Start of Given information

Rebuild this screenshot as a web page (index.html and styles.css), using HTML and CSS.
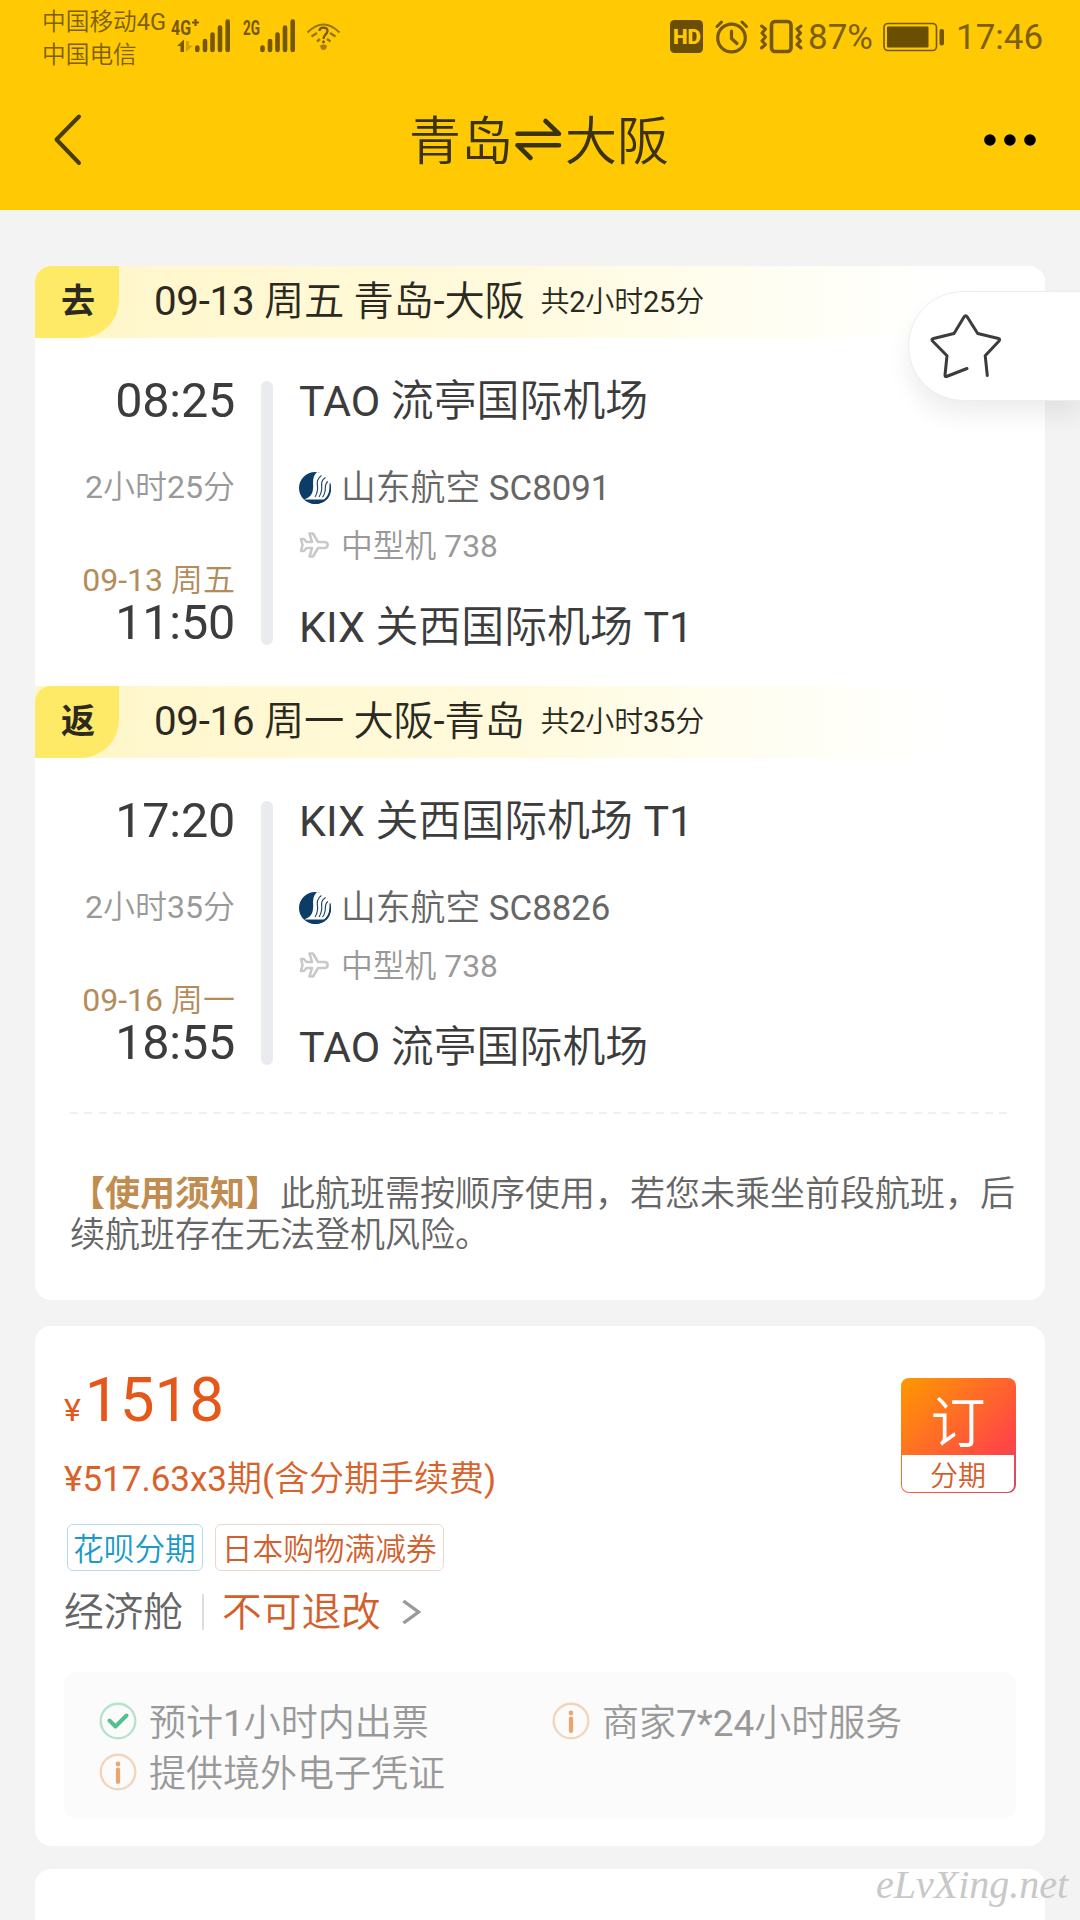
FILE: index.html
```html
<!DOCTYPE html>
<html lang="zh-CN">
<head>
<meta charset="utf-8">
<title>青岛⇌大阪</title>
<link rel="stylesheet" href="styles.css">
</head>
<body>
<svg class="defs" width="0" height="0" aria-hidden="true">
  <symbol id="airline" viewBox="0 0 32 32">
    <circle cx="16" cy="16" r="16" fill="#0d3c66"/>
    <path d="M18 0 C12 6 15 12 14 17 C13.500 23 10 26 5 27.500 L25 27.500 C29 24 31 20 30.500 12 L32 8 L27 2 Z" fill="#fff"/>
    <path d="M7 28 L25 28 C29 25 31 21 31 11 C33.500 19 31 26 25.500 29.500 C20 33 12 33 7 28 Z" fill="#0d3c66"/>
    <path d="M22.500 3.500 C15.500 8 19.500 14 18.500 18 C18 21.500 17.500 23 16 25 M26.500 5.500 C20.500 9 23.500 14 22.500 18.500 C22 21.500 21.500 23 20 25 M29 9.500 C25 12 27 16 26 19.500 C25.500 22 25 23.500 23.500 25" fill="none" stroke="#24496d" stroke-width="1.200"/>
  </symbol>
  <symbol id="plane" viewBox="0 0 30 26">
    <path d="M10.500 1.500 L14 1.500 L19 10 L26 10 C29.500 10.500 29.500 15.500 26 16 L19 16 L14 24.500 L10.500 24.500 L13 16 L7.500 16 L5 19 L2 19 L3.500 13 L2 7 L5 7 L7.500 10 L13 10 Z" fill="none" stroke="#c9c9c9" stroke-width="2.600" stroke-linejoin="round"/>
  </symbol>
  <symbol id="info" viewBox="0 0 38 38">
    <circle cx="19" cy="19" r="17.300" fill="none" stroke="#f3d5bb" stroke-width="2.400"/>
    <circle cx="19" cy="11" r="2.400" fill="#e5a878"/>
    <path d="M19 16.500 V29" stroke="#eaa46c" stroke-width="4.200" stroke-linecap="round"/>
  </symbol>
  <symbol id="check" viewBox="0 0 38 38">
    <circle cx="19" cy="19" r="17.300" fill="none" stroke="#b5e3cc" stroke-width="2.400"/>
    <path d="M10.500 18.500 L16.500 24.500 L27.500 13.500" fill="none" stroke="#55c08f" stroke-width="4" stroke-linecap="round" stroke-linejoin="round"/>
  </symbol>
</svg>
<div class="page">
  <header class="top">
    <div class="status">
      <div class="carriers"><span>中国移动4G</span><span>中国电信</span></div>
      <svg class="signals" width="176" height="40" viewBox="168 16 176 40">
        <g fill="#765704">
          <text class="net" x="171" y="34.500" textLength="20" lengthAdjust="spacingAndGlyphs">4G</text>
          <path d="M192 22.500 h7 M195.500 19 v7" stroke="#765704" stroke-width="2.200"/>
          <text class="net" x="243" y="34.500" textLength="17" lengthAdjust="spacingAndGlyphs">2G</text>
          <path d="M177 46 L184 39.500 V52 H180.500 V46 Z"/>
          <path d="M186 41 H189 V45.500 H193 L186 52 Z" opacity=".35"/>
        </g>
        <g stroke="#765704" stroke-width="4.600" stroke-linecap="round">
          <path d="M197.300 47.500V50M205 41V50M212.500 34.500V50M220 27.500V50M227.700 21.500V50"/>
          <path d="M262.500 47.500V50M270 41V50M277.500 34.500V50M285 27.500V50M292.700 21.500V50"/>
        </g>
        <g fill="none" stroke="#765704">
          <path d="M307.500 32.500 Q323.500 16.500 339.500 32.500" stroke-width="2" opacity=".75"/>
          <path d="M311.500 36.500 L317 33 M335.500 36.500 L330 33 M317 41.500 L320 39 M330.500 41.500 L327 39" stroke-width="2.400" opacity=".75"/>
          <path d="M319.500 31 C319.500 26.500 327.500 26.500 327.500 31 C327.500 34.500 323.500 34.500 323.500 39" stroke-width="2.300"/>
          <circle cx="323.500" cy="42" r="1.400" fill="#765704" stroke="none"/>
          <path d="M320 45.500 Q323.500 43.500 327 45.500 Q326.500 50 323.500 50 Q320.500 50 320 45.500Z" fill="#a87e05" stroke="none"/>
        </g>
      </svg>
      <svg class="modes" width="134" height="40" viewBox="669 16 134 40">
        <rect x="670" y="20" width="33" height="33" rx="4.500" fill="#6a4f02"/>
        <text class="hd" x="673" y="44" textLength="28" lengthAdjust="spacingAndGlyphs">HD</text>
        <g fill="none" stroke="#765704" stroke-linecap="round">
          <circle cx="731.500" cy="38" r="13.800" stroke-width="3.200"/>
          <path d="M731.500 31 V38.500 L737 43.500" stroke-width="3.200"/>
          <path d="M717 26.500 L721.500 22 M746.500 26.500 L742 22" stroke-width="3"/>
          <rect x="771.500" y="21.500" width="19.500" height="30" rx="3.500" stroke-width="3.600"/>
          <path d="M761.500 26 L765.500 29 L762 33 L765.500 37 L762 41 L765.500 44.500 L761.500 48 M801 26 L797 29 L800.500 33 L797 37 L800.500 41 L797 44.500 L801 48" stroke-width="3" stroke-linejoin="round"/>
        </g>
      </svg>
      <span class="percent">87%</span>
      <svg class="battery" width="62" height="30" viewBox="883.500 21.500 62 30">
        <rect x="884.500" y="23" width="52.500" height="27" rx="4" fill="none" stroke="#765704" stroke-width="1.600"/>
        <rect x="887.500" y="26" width="41.500" height="21" rx="1" fill="#6a4f02"/>
        <rect x="940" y="28.500" width="4.500" height="16.500" rx="2" fill="#765704"/>
      </svg>
      <span class="clock">17:46</span>
    </div>
    <div class="nav">
      <svg width="40" height="60" viewBox="50 110 40 60"><path d="M80 116.500 L57.500 139.500 L80 163" fill="none" stroke="#4a3c08" stroke-width="4" stroke-linecap="round" stroke-linejoin="round"/></svg>
      <h1 class="title"><span>青岛</span><svg width="52" height="52" viewBox="515 114 52 52"><path d="M519.500 133.800 H561 L547.500 121 M561 145.200 H519.500 L532.500 158" fill="none" stroke="#3a3210" stroke-width="4.600" stroke-linecap="round" stroke-linejoin="round"/></svg><span>大阪</span></h1>
      <svg width="54" height="14" viewBox="983.500 132 54 14"><g fill="#000"><circle cx="990.400" cy="139" r="5.800"/><circle cx="1010.400" cy="139" r="5.800"/><circle cx="1030.500" cy="139" r="5.800"/></g></svg>
    </div>
  </header>

  <main class="cards">
    <section class="card trip">
      <div class="leg-head"><b class="badge">去</b><span class="route">09-13 周五 青岛-大阪</span><span class="total">共2小时25分</span></div>
      <div class="leg">
        <div class="when"><div class="time">08:25</div><div class="dur">2小时25分</div><div class="date">09-13 周五</div><div class="time">11:50</div></div>
        <div class="rail"></div>
        <div class="where">
          <div class="port">TAO 流亭国际机场</div>
          <div class="airline"><svg width="32" height="32"><use href="#airline"/></svg><span>山东航空 SC8091</span></div>
          <div class="craft"><svg width="30" height="26"><use href="#plane"/></svg><span>中型机 738</span></div>
          <div class="port">KIX 关西国际机场 T1</div>
        </div>
      </div>
      <div class="leg-head"><b class="badge">返</b><span class="route">09-16 周一 大阪-青岛</span><span class="total">共2小时35分</span></div>
      <div class="leg">
        <div class="when"><div class="time">17:20</div><div class="dur">2小时35分</div><div class="date">09-16 周一</div><div class="time">18:55</div></div>
        <div class="rail"></div>
        <div class="where">
          <div class="port">KIX 关西国际机场 T1</div>
          <div class="airline"><svg width="32" height="32"><use href="#airline"/></svg><span>山东航空 SC8826</span></div>
          <div class="craft"><svg width="30" height="26"><use href="#plane"/></svg><span>中型机 738</span></div>
          <div class="port">TAO 流亭国际机场</div>
        </div>
      </div>
      <div class="divider"></div>
      <p class="notice"><b>【使用须知】</b>此航班需按顺序使用，若您未乘坐前段航班，后续航班存在无法登机风险。</p>
    </section>

    <section class="card fare">
      <div class="offer">
        <div class="details">
          <div class="price"><small>¥</small>1518</div>
          <div class="instal">¥517.63x3期(含分期手续费)</div>
          <div class="tags"><span class="tag blue">花呗分期</span><span class="tag">日本购物满减券</span></div>
          <div class="cabin"><span>经济舱</span><i></i><span class="rule">不可退改</span><svg width="20" height="28" viewBox="401 1598 20 28"><path d="M403.500 1601 L418.500 1612 L403.500 1623" fill="none" stroke="#999" stroke-width="3.400"/></svg></div>
        </div>
        <div class="book"><span class="book-main">订</span><span class="book-sub">分期</span></div>
      </div>
      <div class="perks">
        <div><svg width="38" height="38"><use href="#check"/></svg><span>预计1小时内出票</span></div>
        <div><svg width="38" height="38"><use href="#info"/></svg><span>商家7*24小时服务</span></div>
        <div><svg width="38" height="38"><use href="#info"/></svg><span>提供境外电子凭证</span></div>
      </div>
    </section>

    <section class="card next"></section>
  </main>

  <div class="fav"><svg width="76" height="70" viewBox="928 311 76 70"><path d="M967 368.500 L946.500 376.500 Q945 377 945 375 L947 355.700 L932.500 341 Q931 339 933.500 338.500 L954 333.500 L964 317 Q965.600 314.500 967.300 317 L977.700 333.500 L998.500 338.500 Q1000.500 339 999 341 L985.200 355.700 L987.300 375.500" fill="none" stroke="#3c3c3c" stroke-width="3" stroke-linecap="round" stroke-linejoin="round"/></svg></div>
  <div class="mark">eLvXing.net</div>
</div>
</body>
</html>
```
FILE: styles.css
```css
* { box-sizing: border-box; }
body { margin: 0; background: #f3f3f3; }
.defs { position: absolute; }
svg { display: block; flex: none; }
.page {
  position: relative;
  width: 1080px;
  height: 1920px;
  overflow: hidden;
  background: #f3f3f3;
  color: #3c3c3c;
  font-family: Roboto, "Noto Sans CJK SC DemiLight", "Noto Sans CJK SC Light", "Noto Sans CJK SC", sans-serif;
  font-weight: 400;
  white-space: nowrap;
  text-spacing-trim: space-all;
}

/* header */
.top { height: 210px; background: #ffca03; }
.status { display: flex; height: 76px; padding: 0 36px 0 42px; color: #7d5f05; }
.carriers { display: flex; flex-direction: column; width: 126px; padding-top: 6px; font-size: 23.700px; line-height: 33px; }
.signals { margin-top: 16px; }
.net { font: 700 20px Roboto, sans-serif; }
.modes { margin: 16px 0 0 auto; }
.hd { font: 900 21px Roboto, sans-serif; fill: #ffca03; }
.percent, .clock { font-size: 35px; line-height: 76px; }
.percent { width: 65px; margin-left: 5px; }
.battery { margin: 21.500px 0 0 10px; }
.clock { width: 88px; margin-left: 11px; }
.nav { display: flex; align-items: center; justify-content: space-between; height: 128px; padding: 0 43px 0 49px; }
.title { display: flex; align-items: center; margin: 0 0 0 6px; font-size: 52px; line-height: 60px; font-weight: 400; color: #3a3210; }
.title span { padding-top: 5px; }

/* cards */
.cards { display: flex; flex-direction: column; padding: 56px 35px 0; }
.card { border-radius: 16px; background: #fff; overflow: hidden; }
.trip { height: 1034px; }
.leg-head { display: flex; align-items: center; height: 72px; color: #2c2a20; background: linear-gradient(90deg, #fff6c8 0%, #fffadc 45%, #fffef4 75%, #fff 90%); }
.badge { width: 84px; height: 72px; border-radius: 16px 0 38px 0; background: #ffea67; font-family: Roboto, "Noto Sans CJK SC", sans-serif; font-size: 34px; line-height: 70px; text-align: center; padding-left: 2px; }
.route { margin-left: 35px; font-size: 40.300px; line-height: 72px; letter-spacing: -.3px; }
.total { margin-left: 16px; font-size: 29px; line-height: 74px; letter-spacing: -.2px; }
.leg { display: flex; height: 348px; padding-top: 40px; }
.when { width: 200px; text-align: right; }
.time { padding-top: 1px; height: 44px; font-size: 48.500px; line-height: 44px; letter-spacing: -.2px; }
.dur { margin: 45px 0 53px; font-size: 32px; line-height: 40px; color: #999; }
.date { font-size: 32px; line-height: 40px; color: #b48c5a; }
.rail { width: 12px; height: 264px; margin: 3px 27px 0 26px; border-radius: 6px; background: #e9ebef; }
.port { margin-left: -1px; padding-top: 1px; height: 44px; font-size: 42.900px; line-height: 44px; }
.airline, .craft { display: flex; align-items: center; height: 40px; line-height: 40px; }
.airline { gap: 10px; margin: 46px 0 17px -1px; font-size: 34.800px; color: #666; }
.craft { gap: 12px; margin: 0 0 39px -1px; font-size: 31.800px; color: #999; }
.craft span { padding-top: 1px; }
.divider { height: 2px; margin: 6px 35px 0; background: repeating-linear-gradient(90deg, #f0f0f0 0 8px, transparent 8px 14.300px); }
.notice { width: 950px; margin: 60px 0 0 35px; font-size: 35px; line-height: 41px; color: #666; white-space: normal; }
.notice b { color: #c08c50; font-family: Roboto, "Noto Sans CJK SC", sans-serif; }

/* fare */
.fare { height: 520px; margin-top: 26px; padding: 0 29px; }
.offer { display: flex; justify-content: space-between; height: 346px; }
.price { height: 60px; margin-top: 44px; font-size: 62px; line-height: 60px; color: #e5581a; }
.price small { margin-right: 4px; font-size: 32px; }
.instal { height: 42px; margin-top: 29px; font-size: 35px; line-height: 42px; color: #d9622a; }
.tags { display: flex; gap: 12px; margin: 23px 0 0 3px; }
.tag { height: 47px; padding: 0 6px 0 6px; border: 1px solid #ecd7cf; border-radius: 6px; font-size: 30.700px; line-height: 50px; color: #d3602c; }
.tag.blue { padding: 0 6px 0 5px; border-color: #b4dcea; color: #1b9aca; }
.cabin { display: flex; align-items: center; height: 46px; margin-top: 18px; font-size: 39.700px; line-height: 46px; color: #666; }
.cabin span { padding-top: 2px; }
.cabin i { width: 2px; height: 36px; margin: 0 18px 0 19px; background: #ddd; }
.cabin svg { margin-left: 20px; }
.rule { color: #d3602c; }
.book { display: flex; flex-direction: column; width: 115px; height: 115px; margin-top: 52px; padding: 0 2px 1px 1px; border-radius: 8px; background: linear-gradient(135deg, #ff9900, #ff4646 75%, #c8506a); text-align: center; }
.book-main { flex: none; height: 77px; font-size: 55px; line-height: 91px; color: #fff; }
.book-sub { height: 37px; border-radius: 0 0 7px 7px; background: #fff; font-size: 28px; line-height: 44px; color: #d3602c; overflow: hidden; }
.perks { display: grid; grid-template-columns: 453px 1fr; align-content: start; height: 147px; padding: 23px 0 0 35px; border-radius: 14px; background: #fbfbfb; font-size: 37px; color: #999; }
.perks div { display: flex; align-items: center; gap: 12px; height: 51px; line-height: 51px; }
.perks span { padding-top: 5px; }
.next { height: 60px; margin-top: 23px; border-radius: 16px 16px 0 0; }

/* overlays */
.fav { position: absolute; top: 291px; right: -1px; width: 173px; height: 110px; padding: 19px 0 0 19px; border: 1px solid #ebedf0; border-radius: 55px 0 0 55px; background: #fff; box-shadow: 0 14px 24px rgba(0, 0, 0, .07); }
.mark { position: absolute; left: 876px; top: 1861px; font: italic 40px/48px "Liberation Serif", serif; color: #c8c8c8; }
```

End of Given information

Aim of the exercise: Locate the word "styles" in the data above. Copy every line carrying it.

Solution to the exercise:
Rebuild this screenshot as a web page (index.html and styles.css), using HTML and CSS.
<link rel="stylesheet" href="styles.css">
FILE: styles.css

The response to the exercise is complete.